I am always reminded of that old 1980’s movie The Last Starfighter. The trailer park kid “wastes” his time playing a video game only to learn that the smart galactic recruiters are using the video to recruit those with the digital skill sets that we on earth do not yet recognize as valuable. Perhaps the people using AI to cheat their way through college are the next generation of productive starfighters and their leaders are the ones sho find ways to make AI serve those cheating ways. But then I don’t remember that trailer park kid being foisted on the horns of a moral dilemma the way college students are. I cannot yet get my head around the long term value of corruption and the absence of moral fiber from our character and lives. And let’s face it, it is all around us, not just in AI, but in social media and an ever-expanding array of elements of our daily lives. Truth and reality have given way to whatever works in the moment and its hard to imagine that anything good will come of that.

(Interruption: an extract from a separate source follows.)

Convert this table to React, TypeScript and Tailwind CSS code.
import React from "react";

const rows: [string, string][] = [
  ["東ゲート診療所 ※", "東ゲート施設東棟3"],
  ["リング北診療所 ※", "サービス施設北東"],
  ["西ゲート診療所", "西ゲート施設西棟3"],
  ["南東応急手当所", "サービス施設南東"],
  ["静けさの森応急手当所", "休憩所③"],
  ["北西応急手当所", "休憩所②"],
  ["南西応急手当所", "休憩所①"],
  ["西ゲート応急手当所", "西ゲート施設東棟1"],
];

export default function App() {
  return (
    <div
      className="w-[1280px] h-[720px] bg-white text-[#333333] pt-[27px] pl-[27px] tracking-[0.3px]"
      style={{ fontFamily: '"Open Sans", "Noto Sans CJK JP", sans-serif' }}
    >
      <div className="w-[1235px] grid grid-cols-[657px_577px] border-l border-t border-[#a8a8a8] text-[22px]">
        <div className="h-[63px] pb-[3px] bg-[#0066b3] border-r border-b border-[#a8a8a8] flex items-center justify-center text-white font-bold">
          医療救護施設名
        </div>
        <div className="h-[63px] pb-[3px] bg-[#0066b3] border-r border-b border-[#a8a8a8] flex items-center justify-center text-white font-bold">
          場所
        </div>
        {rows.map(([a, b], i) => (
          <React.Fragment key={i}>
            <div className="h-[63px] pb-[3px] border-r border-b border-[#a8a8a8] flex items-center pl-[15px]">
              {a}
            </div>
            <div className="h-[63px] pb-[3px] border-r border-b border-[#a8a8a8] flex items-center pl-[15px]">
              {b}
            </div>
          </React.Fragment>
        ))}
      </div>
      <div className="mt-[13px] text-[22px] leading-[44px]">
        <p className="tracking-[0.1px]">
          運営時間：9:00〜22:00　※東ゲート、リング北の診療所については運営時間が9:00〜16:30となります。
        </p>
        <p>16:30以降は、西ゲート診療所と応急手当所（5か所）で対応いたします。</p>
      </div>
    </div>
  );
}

I do not think this problem is as unique as AI makes it sound. Since the beginnings of man, there has been a tendency for corruption and moral turpitude to overwhelm society. Wasn’t that the basis for the story of Noah and the Great Flood? Didn’t moral man recognize that the unwashed masses gravitate to artificial everything whenever they are allowed by society to do so? We seem to be heading into such a time, so I guess I need to start carrying a sign that says that the great digital flood is nigh. If only I knew what a cubit was….

3 thoughts on “Artificial Everything”

  1. It’s a thought- provoking piece, Rich. It makes me wonder about the purpose and value of term papers that students write. Perhaps the use of AI will change the requirement for papers and students will need to demonstrate mastery and original thought in other ways.